Elle est signée Tzvetan Todorov. Nous l’avons trouvé particulièrement intérêssante et avons décidé de la publier. Nous attendons vos commentaires.

« Dans son roman 1984, Orwell décrit plusieurs ministères institués dans le pays totalitaire Océania : le ministère de la vérité, celui de la paix, de l’amour, de l’abondance. Nicolas Sarkozy, candidat à la présidence de la République, vient d’allonger cette liste en promettant de créer, s’il était élu, un « ministère de l’immigration et de l’identité nationale ». Orwell précise que les nouveaux ministères sont désignés en « novlangue » par des abréviations : Miniver, Miniamour, et ainsi de suite ; c’est à cette série qu’appartiendrait le nouveau Minident.

Pourquoi jugeons-nous indésirables les ministères imaginés par Orwell ? Non parce que nous sommes contre la vérité ou l’amour. Mais nous pensons que ces grandes catégories ne relèvent pas de l’action gouvernementale. C’est aux scientifiques et aux journalistes qu’il faut laisser la libre recherche de vérité ; c’est à chaque individu de s’occuper de ses affaires amoureuses. Ni le gouvernement ni le Parlement n’ont à s’en mêler. C’est en cela que notre démocratie est libérale : l’Etat ne contrôle pas entièrement la société civile ; à l’intérieur de certaines limites, chaque individu reste libre.

Il en va ainsi de l’identité nationale : ce n’est pas un hasard si, pour l’instant, aucune démocratie libérale n’a confié sa protection à un ministère. Qu’entend-on par cette formule : « identité nationale » ? Il faut rappeler que, non exceptionnellement, mais partout et toujours, il s’agit d’une identité mouvante, en constante évolution. Seules les nations mortes ont acquis une identité immuable. La société française de 2007 n’a que peu de traits communs avec celle de 1907, et encore moins avec celle de 1707. Si l’identité ne devait pas changer, la France ne serait pas devenue chrétienne, dans un premier temps ; laïque, dans un deuxième.

L’identité évolue, d’abord, parce que les intérêts des groupes qui la composent ne coïncident pas entre eux, et que ces intérêts forment des hiérarchies instables. Par exemple, l’octroi du droit de vote aux femmes en 1944 leur a permis de participer activement à la vie publique du pays : l’identité nationale en a été transformée. De même lorsque, vingt-trois ans plus tard, les femmes ont obtenu le droit à la contraception : cela a entraîné une nouvelle mutation de l’identité nationale.

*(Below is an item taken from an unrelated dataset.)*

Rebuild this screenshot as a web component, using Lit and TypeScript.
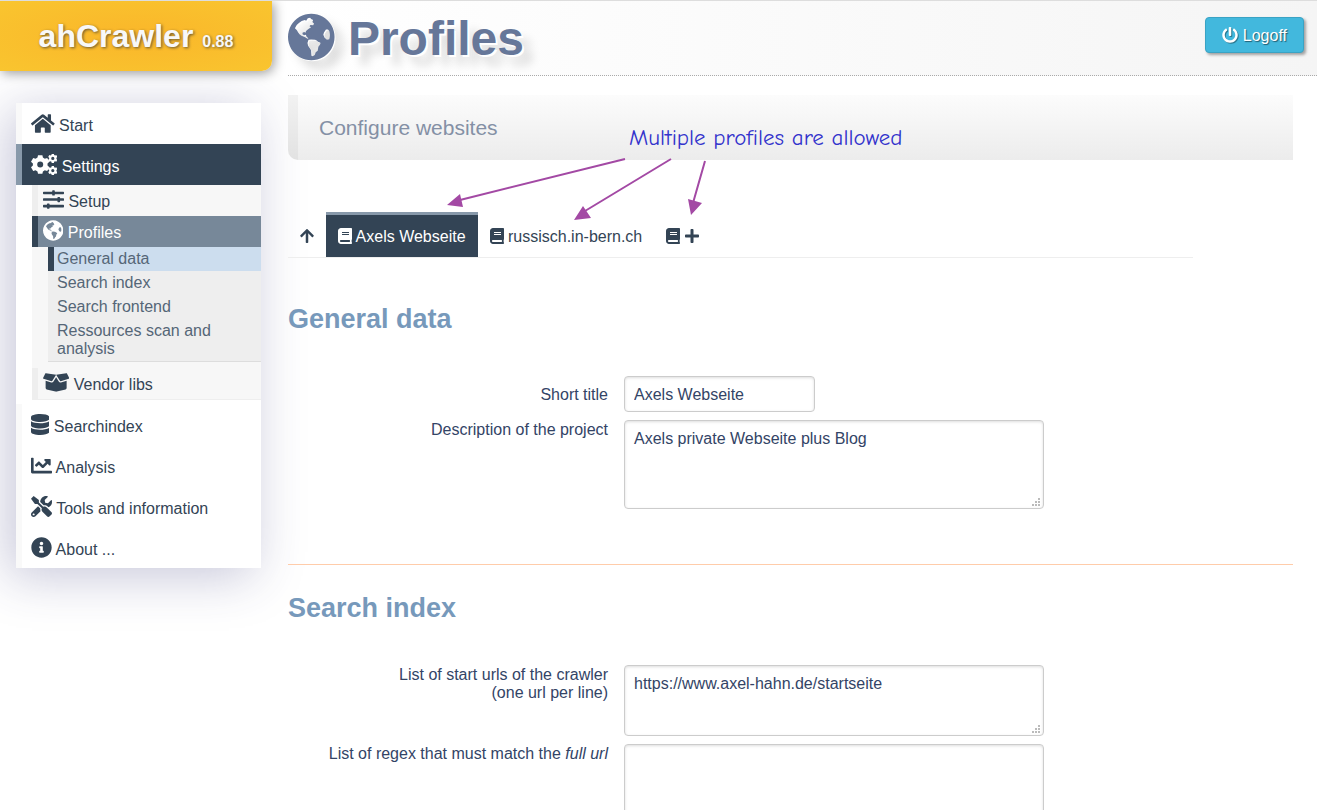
import { LitElement, html, svg, css } from "lit";
import { customElement } from "lit/decorators.js";

/** Outline of a toothed wheel with a round hole in its middle. */
function gear(cx: number, cy: number, outer: number, inner: number, hole: number, teeth: number): string {
  const step = (Math.PI * 2) / teeth;
  const points: string[] = [];
  for (let i = 0; i < teeth; i++) {
    const mid = i * step + step / 2;
    const corners: [number, number][] = [
      [-0.36, inner],
      [-0.22, outer],
      [0.22, outer],
      [0.36, inner],
    ];
    for (const [offset, radius] of corners) {
      const angle = mid + offset * step;
      points.push(`${(cx + radius * Math.cos(angle)).toFixed(2)} ${(cy + radius * Math.sin(angle)).toFixed(2)}`);
    }
  }
  return `M${points.join("L")}ZM${cx - hole} ${cy}a${hole} ${hole} 0 1 0 ${hole * 2} 0a${hole} ${hole} 0 1 0 ${-hole * 2} 0Z`;
}

interface Glyph {
  box: string;
  ratio: number;
  d: string;
}

const glyphs: Record<string, Glyph> = {
  home: {
    box: "0 0 576 512",
    ratio: 1.125,
    d: "M280.37 148.26L96 300.11V464a16 16 0 0 0 16 16l112.06-.29a16 16 0 0 0 15.92-16V368a16 16 0 0 1 16-16h64a16 16 0 0 1 16 16v95.64a16 16 0 0 0 16 16.05L464 480a16 16 0 0 0 16-16V300L295.67 148.26a12.19 12.19 0 0 0-15.3 0zM571.6 251.47L488 182.56V44.05a12 12 0 0 0-12-12h-56a12 12 0 0 0-12 12v72.61L318.47 43a48 48 0 0 0-61 0L4.34 251.47a12 12 0 0 0-1.6 16.9l25.5 31A12 12 0 0 0 45.15 301l235.22-193.74a12.19 12.19 0 0 1 15.3 0L530.9 301a12 12 0 0 0 16.9-1.6l25.5-31a12 12 0 0 0-1.7-16.93z",
  },
  cogs: {
    box: "0 0 26.25 21",
    ratio: 1.25,
    d: gear(9.2, 10.5, 9.6, 7.4, 3, 6) + gear(21.8, 4.4, 4.8, 3.7, 1.6, 6) + gear(21.8, 16.6, 4.8, 3.7, 1.6, 6),
  },
  sliders: {
    box: "0 0 512 512",
    ratio: 1,
    d: "M496 384H160v-16c0-8.8-7.2-16-16-16h-32c-8.8 0-16 7.2-16 16v16H16c-8.8 0-16 7.2-16 16v32c0 8.8 7.2 16 16 16h80v16c0 8.8 7.2 16 16 16h32c8.8 0 16-7.2 16-16v-16h336c8.8 0 16-7.2 16-16v-32c0-8.8-7.2-16-16-16zm0-160h-80v-16c0-8.8-7.2-16-16-16h-32c-8.8 0-16 7.2-16 16v16H16c-8.8 0-16 7.2-16 16v32c0 8.8 7.2 16 16 16h336v16c0 8.8 7.2 16 16 16h32c8.8 0 16-7.2 16-16v-16h80c8.8 0 16-7.2 16-16v-32c0-8.8-7.2-16-16-16zm0-160H288V48c0-8.8-7.2-16-16-16h-32c-8.8 0-16 7.2-16 16v16H16C7.2 64 0 71.2 0 80v32c0 8.8 7.2 16 16 16h208v16c0 8.8 7.2 16 16 16h32c8.8 0 16-7.2 16-16v-16h208c8.8 0 16-7.2 16-16V80c0-8.8-7.2-16-16-16z",
  },
  globe: {
    box: "12 13 141 145",
    ratio: 0.97,
    d: "M82.500 15a70.500 70.500 0 1 0 .01 0ZM33 59Q36 49 45 43Q53 35 63 34L67 36L72 29L79 27L82 31L88 34L86 40L91 45L88 50L80 49L77 53L82 56L76 60L69 65L66 69L65 73L61 70L56 73L56 77L61 80L66 79L68 84L74 90L71 91L64 86L53 82Q46 78 43 72Q40 64 33 59ZM74 94L82 93L94 94Q99 96 103 100L110 103Q112 106 104 115L102 127L96 132L93 140L87 144L83 142L82 126L73 112L71 104ZM127 63L133 63L137 67Q141 80 137 92L130 94L123 88L119 79L121 72Z",
  },
  box: {
    box: "0 0 640 512",
    ratio: 1.25,
    d: "M425.7 256c-16.9 0-32.8-9-41.4-23.4L320 126l-64.2 106.6c-8.7 14.5-24.6 23.5-41.5 23.5-4.5 0-9-.6-13.3-1.9L64 215v178c0 14.7 10 27.5 24.2 31l216.2 54.1c10.2 2.5 20.9 2.5 31 0L551.8 424c14.2-3.6 24.2-16.4 24.2-31V215l-137 39.1c-4.3 1.3-8.8 1.9-13.3 1.9zm212.6-112.2L586.8 41c-3.1-6.2-9.8-9.8-16.7-8.9L320 64l91.7 152.1c3.8 6.3 11.4 9.3 18.5 7.3l197.9-56.5c9.9-2.9 14.7-13.9 10.2-23.1zM53.2 41L1.7 143.8c-4.6 9.2.3 20.2 10.1 23l197.9 56.5c7.1 2 14.7-1 18.5-7.3L320 64 69.8 32.1c-6.9-.8-13.5 2.7-16.6 8.9z",
  },
  database: {
    box: "0 0 448 512",
    ratio: 0.875,
    d: "M448 73.143v45.714C448 159.143 347.667 192 224 192S0 159.143 0 118.857V73.143C0 32.857 100.333 0 224 0s224 32.857 224 73.143zM448 176v102.857C448 319.143 347.667 352 224 352S0 319.143 0 278.857V176c48.125 33.143 136.208 48.572 224 48.572S399.874 209.143 448 176zm0 160v102.857C448 479.143 347.667 512 224 512S0 479.143 0 438.857V336c48.125 33.143 136.208 48.572 224 48.572S399.874 369.143 448 336z",
  },
  chart: {
    box: "0 0 512 512",
    ratio: 1,
    d: "M496 384H64V80c0-8.84-7.16-16-16-16H16C7.16 64 0 71.16 0 80v336c0 17.67 14.33 32 32 32h464c8.84 0 16-7.16 16-16v-32c0-8.84-7.16-16-16-16zM464 96H345.94c-21.38 0-32.09 25.85-16.97 40.97l32.4 32.4L288 242.75l-73.37-73.37c-12.5-12.5-32.76-12.5-45.25 0l-68.69 68.69c-6.25 6.25-6.25 16.38 0 22.63l22.62 22.62c6.25 6.25 16.38 6.25 22.63 0L192 237.25l73.37 73.37c12.5 12.5 32.76 12.5 45.25 0l96-96 32.4 32.4c15.12 15.12 40.97 4.41 40.97-16.97V112c.01-8.84-7.15-16-15.99-16z",
  },
  tools: {
    box: "0 0 512 512",
    ratio: 1,
    d: "M501.1 395.7L384 278.6c-23.1-23.1-57.6-27.6-85.4-13.9L192 158.1V96L64 0 0 64l96 128h62.1l106.6 106.6c-13.6 27.8-9.2 62.3 13.9 85.4l117.1 117.1c14.6 14.6 38.2 14.6 52.7 0l52.7-52.7c14.5-14.6 14.5-38.2 0-52.7zM331.7 225c28.3 0 54.9 11 74.9 31l19.4 19.4c15.8-6.9 30.8-16.5 43.8-29.5 37.1-37.1 49.7-89.3 37.9-136.7-2.2-9-13.5-12.1-20.1-5.5l-74.4 74.4-67.9-11.3L334 98.9l74.4-74.4c6.6-6.6 3.4-17.9-5.7-20.2-47.4-11.7-99.6.9-136.6 37.9-28.5 28.5-41.9 66.1-41.2 103.6l82.1 82.1c8.1-1.9 16.5-2.9 24.7-2.9zm-103.9 82l-56.7-56.7L18.7 402.8c-25 25-25 65.5 0 90.5s65.5 25 90.5 0l123.6-123.6c-7.6-19.9-9.9-41.6-5-62.7zM64 472c-13.2 0-24-10.8-24-24 0-13.3 10.7-24 24-24s24 10.7 24 24c0 13.2-10.7 24-24 24z",
  },
  info: {
    box: "0 0 512 512",
    ratio: 1,
    d: "M256 8C119.043 8 8 119.083 8 256c0 136.997 111.043 248 248 248s248-111.003 248-248C504 119.083 392.957 8 256 8zm0 110c23.196 0 42 18.804 42 42s-18.804 42-42 42-42-18.804-42-42 18.804-42 42-42zm56 254c0 6.627-5.373 12-12 12h-88c-6.627 0-12-5.373-12-12v-24c0-6.627 5.373-12 12-12h12v-64h-12c-6.627 0-12-5.373-12-12v-24c0-6.627 5.373-12 12-12h64c6.627 0 12 5.373 12 12v100h12c6.627 0 12 5.373 12 12v24z",
  },
  book: {
    box: "0 0 448 512",
    ratio: 0.875,
    d: "M448 360V24c0-13.3-10.7-24-24-24H96C43 0 0 43 0 96v320c0 53 43 96 96 96h328c13.3 0 24-10.7 24-24v-16c0-7.5-3.5-14.3-8.9-18.7-4.2-15.4-4.2-59.3 0-74.7 5.4-4.3 8.9-11.1 8.9-18.6zM128 134c0-3.3 2.7-6 6-6h212c3.3 0 6 2.7 6 6v20c0 3.3-2.7 6-6 6H134c-3.3 0-6-2.7-6-6v-20zm0 64c0-3.3 2.7-6 6-6h212c3.3 0 6 2.7 6 6v20c0 3.3-2.7 6-6 6H134c-3.3 0-6-2.7-6-6v-20zm253.4 250H96c-17.7 0-32-14.3-32-32 0-17.6 14.4-32 32-32h285.4c-1.9 17.1-1.9 46.9 0 64z",
  },
  plus: {
    box: "0 0 448 512",
    ratio: 0.875,
    d: "M416 208H272V64c0-17.67-14.33-32-32-32h-32c-17.67 0-32 14.33-32 32v144H32c-17.67 0-32 14.33-32 32v32c0 17.67 14.33 32 32 32h144v144c0 17.67 14.33 32 32 32h32c17.67 0 32-14.33 32-32V304h144c17.67 0 32-14.33 32-32v-32c0-17.67-14.33-32-32-32z",
  },
  up: {
    box: "0 0 448 512",
    ratio: 0.875,
    d: "M34.9 289.5l-22.2-22.2c-9.4-9.4-9.4-24.6 0-33.9L207 39c9.4-9.4 24.6-9.4 33.9 0l194.3 194.3c9.4 9.4 9.4 24.6 0 33.9L413 289.4c-9.5 9.5-25 9.3-34.3-.4L264 168.6V456c0 13.3-10.7 24-24 24h-32c-13.3 0-24-10.7-24-24V168.6L69.2 289.1c-9.3 9.8-24.8 10-34.3.4z",
  },
  power: {
    box: "0 0 512 512",
    ratio: 1,
    d: "M400 54.1c63 45 104 118.6 104 201.9 0 136.8-110.8 247.7-247.5 248C120 504.3 8.2 393 8 256.4 7.9 173.1 48.9 99.3 111.8 54.2c11.7-8.3 28-4.8 35 7.7L162.6 90c5.9 10.5 3.1 23.8-6.6 31-41.5 30.8-68 79.6-68 134.9-.1 92.3 74.5 168.1 168 168.1 91.6 0 168.6-74.2 168-169.1-.3-51.8-24.7-101.8-68.1-134-9.7-7.2-12.4-20.5-6.5-30.9l15.8-28.1c7-12.4 23.2-16.1 34.8-7.8zM296 264V24c0-13.3-10.7-24-24-24h-32c-13.3 0-24 10.7-24 24v240c0 13.3 10.7 24 24 24h32c13.3 0 24-10.7 24-24z",
  },
};

function icon(name: string, size: number) {
  const g = glyphs[name];
  return html`<svg class="icon" aria-hidden="true" viewBox=${g.box} width=${g.ratio * size} height=${size}>
    ${svg`<path fill="currentColor" fill-rule="evenodd" d=${g.d}></path>`}
  </svg>`;
}

@customElement("app-nav")
class AppNav extends LitElement {
  static styles = css`
    :host {
      display: block;
      background: #fff;
      box-shadow: -8px 8px 48px rgba(50, 50, 120, 0.28);
    }
    ul {
      list-style: none;
      margin: 0;
      padding: 0;
    }
    a {
      display: block;
      color: #345;
      text-decoration: none;
      border-left: 6px solid #f9f9f9;
      padding: 4px 9px 0;
      line-height: 37px;
    }
    .icon {
      vertical-align: -3px;
    }
    .active {
      background: #345;
      color: #fff;
      border-color: #89a;
    }
    .second {
      margin: 0 0 4px 16px;
      background: #f7f7f7;
      border-bottom: 1px solid #eee;
    }
    .second a {
      border-color: #eee;
      padding: 3px 5px 0;
      line-height: 28px;
    }
    .second .active {
      background: #789;
      border-color: #345;
    }
    .second .third {
      margin: 0 0 6px 16px;
      background: #eee;
      border-bottom: 1px solid #ddd;
    }
    .second .third a {
      color: #567;
      padding: 3px 3px;
      line-height: 18px;
    }
    .second .third .active {
      background: #cde;
      border-color: #345;
    }
  `;

  render() {
    return html`<nav aria-label="Main">
      <ul>
        <li><a href="#start">${icon("home", 21)} Start</a></li>
        <li>
          <a class="active" href="#settings">${icon("cogs", 21)} Settings</a>
          <ul class="second">
            <li><a href="#setup">${icon("sliders", 21)} Setup</a></li>
            <li>
              <a class="active" href="#profiles">${icon("globe", 21)} Profiles</a>
              <ul class="third">
                <li><a class="active" href="#general">General data</a></li>
                <li><a href="#index">Search index</a></li>
                <li><a href="#frontend">Search frontend</a></li>
                <li><a href="#ressources">Ressources scan and analysis</a></li>
              </ul>
            </li>
            <li><a href="#vendor">${icon("box", 21)} Vendor libs</a></li>
          </ul>
        </li>
        <li><a href="#searchindex">${icon("database", 21)} Searchindex</a></li>
        <li><a href="#analysis">${icon("chart", 21)} Analysis</a></li>
        <li><a href="#tools">${icon("tools", 21)} Tools and information</a></li>
        <li><a href="#about">${icon("info", 21)} About ...</a></li>
      </ul>
    </nav>`;
  }
}

@customElement("app-root")
class AppRoot extends LitElement {
  static styles = css`
    :host {
      display: grid;
      grid-template-columns: 272px minmax(0, 1fr);
      column-gap: 16px;
      box-sizing: border-box;
      height: 100vh;
      overflow: hidden;
      border-top: 1px solid #ddd;
      background: #fff;
      color: #235;
      font: 16px/18px "Liberation Sans", Arial, sans-serif;
    }
    .brand {
      display: block;
      position: relative;
      height: 70px;
      line-height: 70px;
      text-align: center;
      font-size: 32px;
      font-weight: bold;
      color: #f8f8f8;
      text-decoration: none;
      text-shadow: 1px 1px 3px #653;
      background: radial-gradient(ellipse at center, #fab62a, #f9c52f);
      border-bottom-right-radius: 10px;
      box-shadow: 2px 2px 12px rgba(0, 0, 0, 0.4);
    }
    .version {
      font-size: 16px;
    }
    app-nav {
      margin: 32px 11px 0 16px;
    }
    .top {
      display: flex;
      justify-content: space-between;
      align-items: flex-start;
      height: 74px;
      padding-right: 13px;
      border-bottom: 1px dotted #aaa;
      background: linear-gradient(90deg, #fff, #f5f5f5);
    }
    h1 {
      margin: 0;
      font-size: 48px;
      line-height: 76px;
      color: #679;
      text-shadow: 2px 2px 0 #fff, 10px 10px 10px rgba(0, 0, 0, 0.15);
    }
    h1 .icon {
      vertical-align: -6px;
      filter: drop-shadow(1px 1px 0 #fff) drop-shadow(8px 8px 5px rgba(0, 0, 0, 0.13));
    }
    .logoff {
      margin-top: 16px;
      height: 36px;
      padding: 2px 16px 0;
      font: inherit;
      color: #fff;
      text-shadow: 1px 1px 1px rgba(0, 0, 0, 0.5);
      background: #42b8dd;
      border: 1px solid #3aa3c4;
      border-radius: 4px;
      box-shadow: 2px 2px 3px rgba(0, 0, 0, 0.35);
    }
    .logoff .icon,
    .tabs .icon {
      vertical-align: -2px;
    }
    .logoff .icon {
      filter: drop-shadow(1px 1px 0 rgba(0, 0, 0, 0.35));
    }
    main {
      position: relative;
      margin-right: 24px;
      padding-top: 19px;
    }
    .banner {
      margin: 0 0 52px;
      padding: 0 21px;
      border-left: 10px solid rgba(0, 0, 0, 0.04);
      border-bottom-left-radius: 10px;
      background: linear-gradient(#fcfcfc, #ececec) border-box;
      font-size: 21px;
      font-weight: normal;
      line-height: 65px;
      color: #8490a5;
    }
    .tabs {
      display: flex;
      width: 90%;
      border-bottom: 1px solid #eee;
    }
    .tab {
      padding: 2px 12px 0;
      border-top: 3px solid transparent;
      line-height: 40px;
      color: #345;
      text-decoration: none;
    }
    .tab.selected {
      background: #345;
      border-color: #89a;
      color: #fff;
    }
    h2 {
      margin: 45px 0 41px;
      font-size: 27px;
      line-height: 32px;
      color: #79b;
    }
    form {
      display: grid;
      grid-template-columns: 320px minmax(0, 1fr);
      gap: 8px 16px;
      align-items: start;
      justify-items: start;
    }
    label {
      justify-self: end;
      padding-top: 1px;
      text-align: right;
      color: #346;
    }
    .single {
      padding-top: 10px;
    }
    input,
    textarea {
      box-sizing: border-box;
      display: block;
      margin: 0;
      padding: 9px 9px 7px;
      border: 1px solid #ccc;
      border-radius: 4px;
      box-shadow: inset 0 1px 3px #ddd;
      background: #fff;
      font: inherit;
      color: #346;
    }
    input {
      width: 191px;
      height: 36px;
    }
    textarea {
      width: 420px;
      max-width: 100%;
      height: 89px;
      overflow: hidden;
    }
    .short {
      height: 71px;
    }
    textarea::-webkit-resizer {
      background: url("data:image/svg+xml,%3Csvg xmlns='http://www.w3.org/2000/svg' width='12' height='12' fill='%23bbb'%3E%3Cpath d='M7 2h2v2h-2zM4 5h2v2h-2zM7 5h2v2h-2zM1 8h2v2h-2zM4 8h2v2h-2zM7 8h2v2h-2z'/%3E%3C/svg%3E") no-repeat right bottom;
    }
    hr {
      margin: 55px 0 0;
      border: 0;
      border-top: 1px solid #fca;
    }
    hr + h2 {
      margin-top: 27px;
    }
    .note {
      position: absolute;
      left: 341px;
      top: 48px;
      font: 23px/28px "Comic Sans MS", "Comic Neue", cursive;
      color: #33c;
      white-space: nowrap;
    }
    .arrows {
      position: absolute;
      left: 152px;
      top: 76px;
      overflow: visible;
    }
  `;

  render() {
    return html`
      <aside>
        <a class="brand" href="#home">ahCrawler <span class="version">0.88</span></a>
        <app-nav></app-nav>
      </aside>
      <div>
        <header class="top">
          <h1>${icon("globe", 48)} Profiles</h1>
          <button class="logoff" type="button">${icon("power", 16)} Logoff</button>
        </header>
        <main>
          <div class="banner">Configure websites</div>
          <nav class="tabs" aria-label="Website profiles">
            <a class="tab" href="#top" aria-label="Up">${icon("up", 16)}</a>
            <a class="tab selected" href="#p1">${icon("book", 16)} Axels Webseite</a>
            <a class="tab" href="#p2">${icon("book", 16)} russisch.in-bern.ch</a>
            <a class="tab" href="#new" aria-label="Add profile">${icon("book", 16)} ${icon("plus", 16)}</a>
          </nav>
          <h2>General data</h2>
          <form>
            <label class="single" for="title">Short title</label>
            <input id="title" type="text" value="Axels Webseite" />
            <label for="description">Description of the project</label>
            <textarea id="description" .value=${"Axels private Webseite plus Blog"}></textarea>
          </form>
          <hr />
          <h2>Search index</h2>
          <form>
            <label for="urls">List of start urls of the crawler<br />(one url per line)</label>
            <textarea id="urls" class="short" .value=${"https://www.axel-hahn.de/startseite"}></textarea>
            <label for="regex">List of regex that must match the <em>full url</em></label>
            <textarea id="regex"></textarea>
          </form>
          <div class="note">Multiple profiles are allowed</div>
          <svg class="arrows" width="280" height="66" aria-hidden="true" fill="#a349a4" stroke="#a349a4">
            <path d="M185 7L20 48M231 7L145 59M265 9L253 51" fill="none" stroke-width="2" />
            <path d="M7 53L20 42L23 55ZM134 68L143 54L151 66ZM251 63L248 47L262 51Z" stroke="none" />
          </svg>
        </main>
      </div>
    `;
  }
}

Celle-ci évolue aussi en raison du contact avec d’autres populations : américanisation des moeurs, européanisation des institutions, ou encore, aujourd’hui, présence de minorités significatives venues du Maghreb, d’Afrique noire, d’Europe de l’Est ou d’ailleurs. Les migrations n’ont, elles non plus, rien d’exceptionnel, puisqu’on sait qu’un Français sur quatre a un parent ou un grand-parent immigré. Or, en proposant un ministère traitant ensemble de l’identité nationale et de l’immigration, le candidat à la présidentielle suggère un rapport négatif entre les deux : l’immigration est ce dont il faut protéger l’identité française. Ce faisant, il oublie que cette identité, comme celle de toutes les grandes nations, est le produit, aussi, des rencontres entre populations, depuis le temps des Gaulois, Francs et Romains jusqu’à aujourd’hui. L’impact qu’ont ces rencontres sur l’identité française est la preuve que celle-ci est toujours vivante.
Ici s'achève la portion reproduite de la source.